During the discovery phase of this project, thirty-five studios and trade-shows visited with more than fifty conversations ranging from professionals, apprentices, and everyone in between were studied. I chose a qualitative research approach because I wanted to understand the nuances of how a tattoo machine felt in artist's hands. Through this process, we asked what machine they were starting on and why. Apprentices almost universally start on a machine their mentor hands them. Most often times its a coil machine that is heavy and analog in every sense. It's the opposite of what the industry has moved toward. Pen style machines are now the professional standard because of their lightness, intuitiveness and the ease of sanitization. Apprentices' wanted something that felt credible from day one and not a placeholder until they could afford a pro level machine. We tested that instinct directly by putting flagship machines in apprentices' hands for a few weeks and watched what happened. The result was an immediate adoption with real enthusiasm and a clear line of sight toward saving up for the full FK ecosystem.
Redefining An Entry Level Machine
Adapting the design language to an entry-level machine meant working smarter with what already existed. Rather than starting from scratch, we modified existing components from the Modular Collection to maintain visual continuity with the broader FK Irons lineup. This made the FK One feel like it belonged to the product family without carrying the cost structure of a flagship. The rounded form language was a deliberate departure from the chamfered precision-tool aesthetic of the Flux Max; approachable where that machine is authoritative, simplified where it is complex.
The real engineering story was inside the housing. I led the effort to consolidate the internal architecture into a unified plastic sleeve that mounted both the PCB and motor as a single component. This reduced the part count, simplified assembly, and made the target price point achievable without cutting corners on build quality. The integrated battery followed the same logic: the motor housing doubles as the primary attachment point, keeping the stroke mechanism clean and the overall construction tight. When early development hit component shortages and tariff pressures that made an LCD screen impractical, we moved back to a membrane interface. This was an already proven and effective interface that is water-resistant and easy to use while the machine is wrapped in a protective barrier. What could have been a setback became a decision that made the machine more durable and faster to produce.
Launch Your Career
The FK One launched as a complete package — machine, dual-battery charging dock, and modular grip compatibility included out of the box. The goal was to remove every barrier that had historically kept quality equipment out of apprentices' hands: price, complexity, and using out-dated machines that would not be used after an apprenticeship. By retaining full compatibility with the FK Modular Collection, the FK One made that upgrade seamless.
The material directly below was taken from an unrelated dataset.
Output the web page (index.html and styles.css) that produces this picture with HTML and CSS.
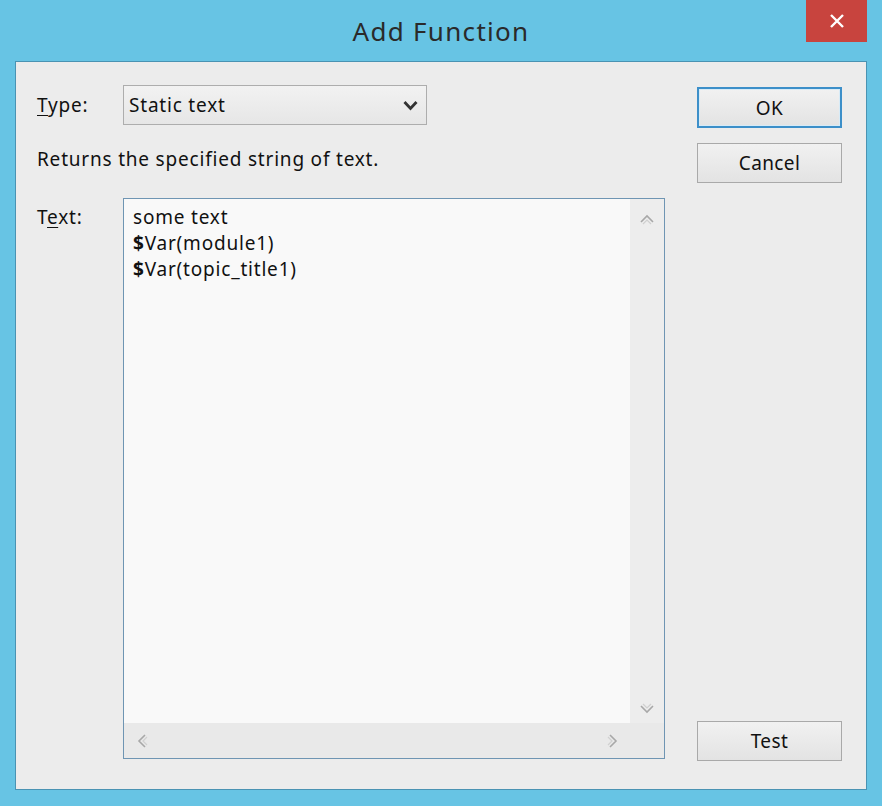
FILE: index.html
```html
<!DOCTYPE html>
<html>
<head>
<meta charset="utf-8">
<link rel="stylesheet" href="styles.css">
</head>
<body>
<div class="window">
  <div class="titlebar">
    <div class="title">Add Function</div>
    <div class="close">
      <svg width="16" height="16" viewBox="0 0 16 16"><path d="M2 2 L14 14 M14 2 L2 14" stroke="#fff" stroke-width="2.4" fill="none"/></svg>
    </div>
  </div>
  <div class="client">
    <div class="main">
      <div class="row type-row">
        <label class="lbl"><u>T</u>ype:</label>
        <div class="combo">
          <span>Static text</span>
          <svg class="chev" width="15" height="11" viewBox="0 0 15 11"><path d="M1.5 2 L7.5 8.5 L13.5 2" stroke="#333" stroke-width="2.8" fill="none"/></svg>
        </div>
      </div>
      <div class="desc">Returns the specified string of text.</div>
      <div class="row text-row">
        <label class="lbl">T<u>e</u>xt:</label>
        <div class="textbox">
          <div class="content">
            <div class="editor">some text<br><b class="d">$</b>Var(module1)<br><b class="d">$</b>Var(topic_title1)</div>
            <div class="vscroll">
              <svg width="16" height="12" viewBox="0 0 16 12"><path d="M2 9 L8 3 L14 9" stroke="#a8a8a8" stroke-width="1.6" fill="none"/><path d="M4 11 L8 7 L12 11" stroke="#d0d0d0" stroke-width="1.2" fill="none"/></svg>
              <svg width="16" height="12" viewBox="0 0 16 12"><path d="M2 3 L8 9 L14 3" stroke="#a8a8a8" stroke-width="1.6" fill="none"/><path d="M4 1 L8 5 L12 1" stroke="#d0d0d0" stroke-width="1.2" fill="none"/></svg>
            </div>
          </div>
          <div class="hscroll">
            <svg width="12" height="16" viewBox="0 0 12 16"><path d="M9 2 L3 8 L9 14" stroke="#a8a8a8" stroke-width="1.6" fill="none"/><path d="M11 4 L7 8 L11 12" stroke="#d0d0d0" stroke-width="1.2" fill="none"/></svg>
            <svg width="12" height="16" viewBox="0 0 12 16"><path d="M3 2 L9 8 L3 14" stroke="#a8a8a8" stroke-width="1.6" fill="none"/><path d="M1 4 L5 8 L1 12" stroke="#d0d0d0" stroke-width="1.2" fill="none"/></svg>
            <div class="corner"></div>
          </div>
        </div>
      </div>
    </div>
    <div class="buttons">
      <button class="btn default">OK</button>
      <button class="btn cancel">Cancel</button>
      <div class="spacer"></div>
      <button class="btn test">Test</button>
    </div>
  </div>
</div>
</body>
</html>
```

FILE: styles.css
```css
html, body {
  margin: 0;
  padding: 0;
}
body {
  width: 882px;
  height: 806px;
  background: #66c3e3;
  font-family: "Noto Sans", "Open Sans", "DejaVu Sans", sans-serif;
  color: #111;
  overflow: hidden;
}
.window {
  width: 882px;
  height: 806px;
  display: flex;
  flex-direction: column;
  background: #67c4e4;
}
.titlebar {
  height: 61px;
  position: relative;
  display: flex;
  justify-content: center;
}
.title {
  margin-top: 13px;
  font-size: 26px;
  color: #2a2a2a;
  letter-spacing: 1.3px;
  height: 36px;
  line-height: 36px;
}
.close {
  position: absolute;
  right: 15px;
  top: 0;
  width: 61px;
  height: 42px;
  background: #c8443e;
  display: flex;
  align-items: center;
  justify-content: center;
}
.client {
  margin: 0 15px 16px 15px;
  height: 729px;
  box-sizing: border-box;
  background: #ececec;
  border: 1px solid #4a93b3;
  display: flex;
  padding: 23px 24px 28px 21px;
  letter-spacing: 0.8px;
}
.main {
  width: 628px;
  display: flex;
  flex-direction: column;
}
.row {
  display: flex;
}
.lbl {
  width: 86px;
  font-size: 19px;
  color: #111;
}
.lbl u {
  text-decoration-thickness: 1px;
  text-underline-offset: 3px;
}
.type-row {
  height: 40px;
  align-items: center;
}
.combo {
  width: 304px;
  height: 40px;
  box-sizing: border-box;
  border: 1px solid #adadad;
  background: linear-gradient(#f2f2f2, #e6e6e6);
  display: flex;
  align-items: center;
  justify-content: space-between;
  padding: 0 8px 0 5px;
  font-size: 19px;
}
.desc {
  font-size: 19px;
  margin-top: 21px;
  height: 26px;
  line-height: 26px;
}
.text-row {
  margin-top: 26px;
}
.text-row .lbl {
  padding-top: 6px;
}
.textbox {
  width: 542px;
  height: 561px;
  box-sizing: border-box;
  border: 1px solid #6f95b3;
  display: flex;
  flex-direction: column;
  background: #e8e8e8;
}
.content {
  flex: 1;
  display: flex;
}
.editor {
  flex: 1;
  background: #f9f9f9;
  font-size: 19px;
  line-height: 26px;
  padding: 5px 9px;
  color: #111;
}
.editor .d {
  font-weight: 700;
}
.vscroll {
  width: 34px;
  background: #ededed;
  display: flex;
  flex-direction: column;
  justify-content: space-between;
  align-items: center;
  padding: 14px 0 8px;
}
.hscroll {
  height: 35px;
  display: flex;
  align-items: center;
  background: #e9e9e9;
  padding-left: 12px;
}
.hscroll svg:nth-child(2) {
  margin-left: auto;
  margin-right: 0;
}
.corner {
  width: 45px;
}
.buttons {
  width: 145px;
  margin-left: 32px;
  display: flex;
  flex-direction: column;
  padding-top: 2px;
}
.btn {
  font-family: inherit;
  font-size: 19px;
  letter-spacing: 0.4px;
  color: #111;
  width: 145px;
  height: 40px;
  border: 1px solid #a9a9a9;
  background: linear-gradient(#f1f1f1, #e3e3e3);
  padding: 0;
  margin: 0;
}
.btn.default {
  height: 41px;
  border: 2px solid #3c8fc9;
  box-shadow: inset 0 0 0 1px #d7ebf7;
}
.btn.cancel {
  margin-top: 15px;
}
.spacer {
  flex: 1;
}
```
An artist could start on the FK One and carry their grips, their muscle memory, and their brand loyalty directly into the flagship lineup.
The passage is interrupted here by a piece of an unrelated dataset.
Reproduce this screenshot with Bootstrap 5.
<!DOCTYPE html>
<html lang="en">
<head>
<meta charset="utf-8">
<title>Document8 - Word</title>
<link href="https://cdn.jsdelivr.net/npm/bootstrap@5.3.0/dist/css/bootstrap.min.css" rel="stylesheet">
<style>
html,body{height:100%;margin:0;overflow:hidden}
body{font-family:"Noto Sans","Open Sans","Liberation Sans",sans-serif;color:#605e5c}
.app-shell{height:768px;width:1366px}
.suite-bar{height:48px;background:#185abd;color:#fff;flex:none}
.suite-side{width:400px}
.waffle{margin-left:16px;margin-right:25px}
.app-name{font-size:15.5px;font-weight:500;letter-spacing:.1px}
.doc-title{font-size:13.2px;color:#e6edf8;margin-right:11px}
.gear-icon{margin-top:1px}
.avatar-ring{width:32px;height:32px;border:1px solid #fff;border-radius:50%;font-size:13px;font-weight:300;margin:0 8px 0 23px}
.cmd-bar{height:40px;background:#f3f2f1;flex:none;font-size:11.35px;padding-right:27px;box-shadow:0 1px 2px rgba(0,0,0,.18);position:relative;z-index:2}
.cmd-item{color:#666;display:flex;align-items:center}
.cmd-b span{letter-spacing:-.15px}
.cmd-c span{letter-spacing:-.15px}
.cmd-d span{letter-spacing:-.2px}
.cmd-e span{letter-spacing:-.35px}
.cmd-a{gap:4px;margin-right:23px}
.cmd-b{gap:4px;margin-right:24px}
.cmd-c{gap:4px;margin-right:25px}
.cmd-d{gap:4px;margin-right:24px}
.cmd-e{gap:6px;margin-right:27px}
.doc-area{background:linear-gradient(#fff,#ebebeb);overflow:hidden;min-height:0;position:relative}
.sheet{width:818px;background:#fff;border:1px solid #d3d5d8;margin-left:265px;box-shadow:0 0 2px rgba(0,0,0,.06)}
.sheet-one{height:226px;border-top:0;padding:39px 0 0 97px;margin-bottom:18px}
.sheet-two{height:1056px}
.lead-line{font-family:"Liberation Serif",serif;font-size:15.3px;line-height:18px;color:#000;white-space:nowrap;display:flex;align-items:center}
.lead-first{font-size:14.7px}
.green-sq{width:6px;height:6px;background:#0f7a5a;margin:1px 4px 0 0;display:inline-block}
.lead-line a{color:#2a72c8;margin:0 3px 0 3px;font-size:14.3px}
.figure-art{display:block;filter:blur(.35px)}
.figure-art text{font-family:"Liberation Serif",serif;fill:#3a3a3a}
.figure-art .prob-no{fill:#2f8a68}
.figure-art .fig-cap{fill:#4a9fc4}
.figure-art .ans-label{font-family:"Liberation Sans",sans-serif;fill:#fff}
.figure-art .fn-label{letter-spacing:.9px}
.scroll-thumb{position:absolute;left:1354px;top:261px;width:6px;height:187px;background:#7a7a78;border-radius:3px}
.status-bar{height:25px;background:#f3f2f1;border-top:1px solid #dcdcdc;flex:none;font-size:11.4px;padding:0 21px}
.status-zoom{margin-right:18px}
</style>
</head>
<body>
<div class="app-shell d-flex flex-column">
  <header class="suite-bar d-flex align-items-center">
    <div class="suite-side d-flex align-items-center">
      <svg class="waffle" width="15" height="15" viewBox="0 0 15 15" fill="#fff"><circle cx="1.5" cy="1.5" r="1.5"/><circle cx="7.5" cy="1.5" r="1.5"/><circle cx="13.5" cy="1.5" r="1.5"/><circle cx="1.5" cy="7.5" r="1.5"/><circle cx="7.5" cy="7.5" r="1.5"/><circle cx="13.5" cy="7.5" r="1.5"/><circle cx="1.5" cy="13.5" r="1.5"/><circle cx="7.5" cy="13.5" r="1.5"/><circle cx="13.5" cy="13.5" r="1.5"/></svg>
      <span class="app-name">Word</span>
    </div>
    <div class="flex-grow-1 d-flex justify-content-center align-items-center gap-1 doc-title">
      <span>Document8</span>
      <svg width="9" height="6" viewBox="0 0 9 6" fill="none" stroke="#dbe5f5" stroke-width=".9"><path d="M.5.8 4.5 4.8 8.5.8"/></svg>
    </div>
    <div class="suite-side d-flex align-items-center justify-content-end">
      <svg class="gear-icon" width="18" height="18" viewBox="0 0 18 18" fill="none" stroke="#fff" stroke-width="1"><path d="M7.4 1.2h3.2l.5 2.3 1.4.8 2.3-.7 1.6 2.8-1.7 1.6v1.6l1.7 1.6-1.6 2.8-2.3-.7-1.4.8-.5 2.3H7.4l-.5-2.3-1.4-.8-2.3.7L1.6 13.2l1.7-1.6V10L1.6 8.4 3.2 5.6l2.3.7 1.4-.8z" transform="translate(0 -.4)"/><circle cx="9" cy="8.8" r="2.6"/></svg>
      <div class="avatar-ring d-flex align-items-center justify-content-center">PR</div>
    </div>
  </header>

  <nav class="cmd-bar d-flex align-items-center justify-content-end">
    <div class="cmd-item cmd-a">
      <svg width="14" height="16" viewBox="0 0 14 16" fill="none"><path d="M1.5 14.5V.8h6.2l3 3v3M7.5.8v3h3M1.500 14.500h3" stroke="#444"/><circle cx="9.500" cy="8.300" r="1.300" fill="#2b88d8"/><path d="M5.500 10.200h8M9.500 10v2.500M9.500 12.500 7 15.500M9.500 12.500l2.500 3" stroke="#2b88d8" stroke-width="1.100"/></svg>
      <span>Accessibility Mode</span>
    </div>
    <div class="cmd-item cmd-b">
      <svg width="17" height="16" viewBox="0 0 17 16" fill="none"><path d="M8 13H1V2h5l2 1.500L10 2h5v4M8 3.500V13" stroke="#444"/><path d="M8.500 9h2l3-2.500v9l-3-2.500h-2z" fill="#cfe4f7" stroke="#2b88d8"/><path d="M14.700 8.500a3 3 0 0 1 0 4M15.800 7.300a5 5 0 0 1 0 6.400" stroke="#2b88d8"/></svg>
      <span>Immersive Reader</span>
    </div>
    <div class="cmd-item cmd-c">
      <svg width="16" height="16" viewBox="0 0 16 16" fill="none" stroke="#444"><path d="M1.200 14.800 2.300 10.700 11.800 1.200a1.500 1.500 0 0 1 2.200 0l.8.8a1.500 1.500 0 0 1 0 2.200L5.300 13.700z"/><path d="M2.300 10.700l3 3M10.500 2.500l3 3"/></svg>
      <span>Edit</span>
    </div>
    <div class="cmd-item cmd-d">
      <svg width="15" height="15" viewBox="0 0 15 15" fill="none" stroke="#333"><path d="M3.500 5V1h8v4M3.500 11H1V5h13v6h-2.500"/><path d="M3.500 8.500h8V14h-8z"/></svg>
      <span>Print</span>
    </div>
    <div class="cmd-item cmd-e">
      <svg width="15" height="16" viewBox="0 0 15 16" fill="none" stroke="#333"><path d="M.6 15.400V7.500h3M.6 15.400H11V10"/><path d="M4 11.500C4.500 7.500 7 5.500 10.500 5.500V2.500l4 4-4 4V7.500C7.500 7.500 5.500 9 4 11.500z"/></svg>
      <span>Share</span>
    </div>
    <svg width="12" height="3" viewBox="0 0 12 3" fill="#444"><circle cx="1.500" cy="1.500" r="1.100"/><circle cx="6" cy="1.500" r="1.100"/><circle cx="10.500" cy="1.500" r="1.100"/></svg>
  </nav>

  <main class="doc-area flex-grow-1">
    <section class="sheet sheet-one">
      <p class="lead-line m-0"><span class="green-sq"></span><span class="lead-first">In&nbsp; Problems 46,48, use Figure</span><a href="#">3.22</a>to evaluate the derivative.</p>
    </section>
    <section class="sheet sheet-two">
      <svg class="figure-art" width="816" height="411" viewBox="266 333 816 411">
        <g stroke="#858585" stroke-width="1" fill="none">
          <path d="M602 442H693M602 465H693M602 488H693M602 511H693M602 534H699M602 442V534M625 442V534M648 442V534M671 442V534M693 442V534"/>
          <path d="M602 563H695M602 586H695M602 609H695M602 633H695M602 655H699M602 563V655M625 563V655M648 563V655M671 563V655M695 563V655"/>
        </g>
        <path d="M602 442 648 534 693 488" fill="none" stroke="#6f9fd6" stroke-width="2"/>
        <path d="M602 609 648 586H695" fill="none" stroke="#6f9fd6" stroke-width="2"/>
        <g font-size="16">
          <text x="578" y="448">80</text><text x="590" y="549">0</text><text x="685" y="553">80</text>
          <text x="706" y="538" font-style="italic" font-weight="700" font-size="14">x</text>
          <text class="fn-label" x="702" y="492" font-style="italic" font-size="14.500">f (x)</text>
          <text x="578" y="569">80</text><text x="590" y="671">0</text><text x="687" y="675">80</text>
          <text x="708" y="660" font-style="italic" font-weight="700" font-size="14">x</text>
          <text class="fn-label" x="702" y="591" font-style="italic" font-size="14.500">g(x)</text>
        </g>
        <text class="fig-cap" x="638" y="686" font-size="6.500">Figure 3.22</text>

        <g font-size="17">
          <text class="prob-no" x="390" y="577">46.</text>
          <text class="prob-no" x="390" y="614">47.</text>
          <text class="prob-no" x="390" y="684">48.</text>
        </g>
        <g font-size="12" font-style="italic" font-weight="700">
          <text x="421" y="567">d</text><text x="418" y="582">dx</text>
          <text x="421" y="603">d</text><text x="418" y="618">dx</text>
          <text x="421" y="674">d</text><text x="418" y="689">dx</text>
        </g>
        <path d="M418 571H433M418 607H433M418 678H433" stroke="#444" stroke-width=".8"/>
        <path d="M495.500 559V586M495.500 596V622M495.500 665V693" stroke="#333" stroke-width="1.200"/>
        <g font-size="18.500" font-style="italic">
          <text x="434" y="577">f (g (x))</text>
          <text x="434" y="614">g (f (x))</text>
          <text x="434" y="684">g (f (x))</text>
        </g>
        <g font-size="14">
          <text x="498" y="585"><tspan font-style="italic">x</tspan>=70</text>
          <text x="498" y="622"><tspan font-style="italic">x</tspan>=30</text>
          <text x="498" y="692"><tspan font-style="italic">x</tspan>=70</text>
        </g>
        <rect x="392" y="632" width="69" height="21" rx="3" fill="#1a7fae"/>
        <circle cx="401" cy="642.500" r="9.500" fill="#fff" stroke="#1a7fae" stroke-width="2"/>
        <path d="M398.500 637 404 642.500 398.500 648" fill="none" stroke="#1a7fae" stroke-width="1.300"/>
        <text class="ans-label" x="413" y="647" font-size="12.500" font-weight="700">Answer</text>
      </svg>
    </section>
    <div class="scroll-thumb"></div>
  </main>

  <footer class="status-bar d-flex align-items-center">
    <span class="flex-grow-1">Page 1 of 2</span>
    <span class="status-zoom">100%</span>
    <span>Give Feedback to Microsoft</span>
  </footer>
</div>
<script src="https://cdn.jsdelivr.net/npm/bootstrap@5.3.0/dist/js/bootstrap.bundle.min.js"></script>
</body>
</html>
The market responded and the FK One became FK Irons' recommended entry point and was described by distributors as a "high-quality gateway machine" that doesn't compromise on craftsmanship relative to the flagship models. The machine is now carried across every major tattoo supply distributor in North America — TATSoul, Painful Pleasures, The Needle Parlor, and Ultimate Tattoo Supply among them — validating the distribution strategy that the design was built to support. FK Irons' own engineer described the brief plainly: "make tattooing more fun by allowing artists to focus on what matters most — the art." The FK One answered that brief at a price point the industry had never seen from a manufacturer of this caliber.